How long have you been a researcher at Macquarie?
I joined Macquarie just over a year ago, with a Macquarie University Research Fellowship. With so many great researchers in the department it has been a fantastic experience so far.
What would be an ‘elevator pitch’ of your research area?
I broadly focus on the role of plants in the Earth system. My work focuses on both understanding how plants, primarily forests, are affected by climate change, and how long term climate is affected by the function of plants. This is key to our ability to project the future of the Earth’s climate. To do so, I use a combination of theory, models and observations from distributed sensor networks, in tandem with satellite remote sensing data. Results to date show remarkable changes in plant function worldwide, and shed light on what we should expect as the climate continues to warm.

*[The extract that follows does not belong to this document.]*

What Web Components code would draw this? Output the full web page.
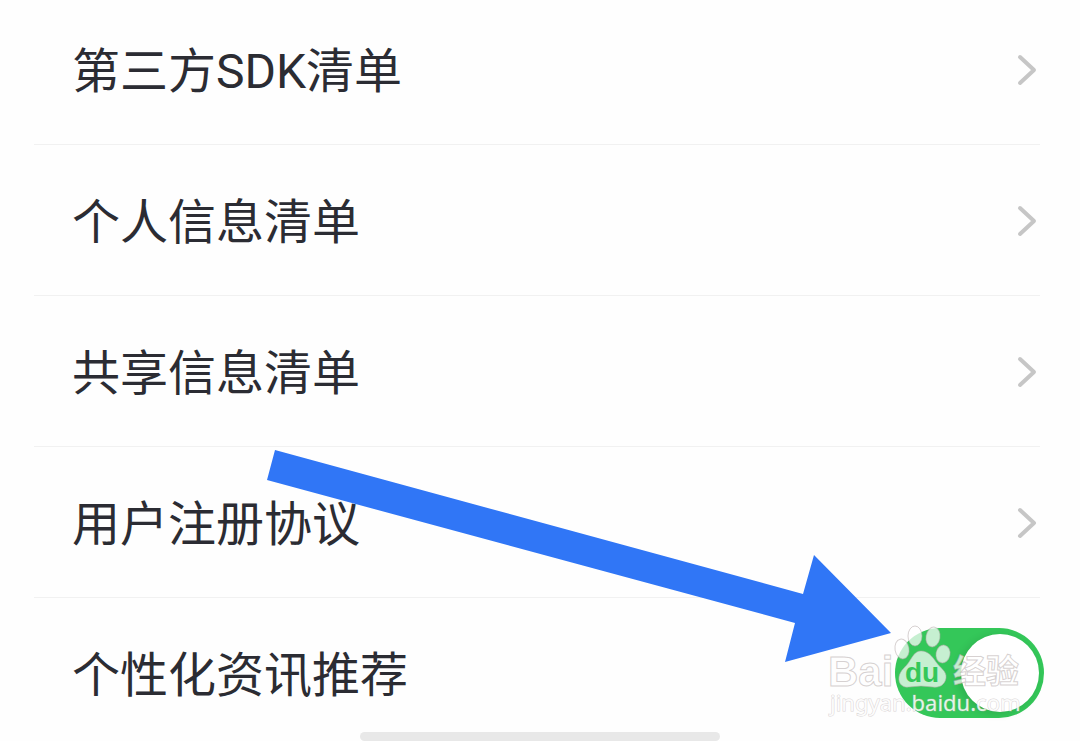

In layman’s terms, what is the wider impact of your research?
Climate change is not a belief system, it is a physical fact driven by our emission of carbon dioxide (CO2). Luckily for us, global ecosystems are helping to slow the pace of climate change. Each year plants remove a large amount of the CO2 we emit, thus slowing the growth rate of atmospheric CO2. Whether they will continue to do so under ongoing future climate change is largely unknown. Understanding the response of global ecosystems to current climate change is therefore really important, as both the climate, and society critically depend on them.
If I were given $1M in research funding, the first thing I would do is…
In the chronically underfunded area of climate change research, $1M can do a lot. Recent years have seen the spread of distributed observation networks, such as Australia’s Terrestrial Ecosystem Research Network, which are providing vast amounts of data for ecosystem science. This presents a unique opportunity to advance our understanding, but funding for the man-power to ask the right scientific questions, and find the answers, remains scant. With $1M I would build a team of highly trained scientists with the objective of answering a simple question: How do we use the mountain of observations now available to provide policy-actionable information on the likely future of the Earth’s terrestrial ecosystems.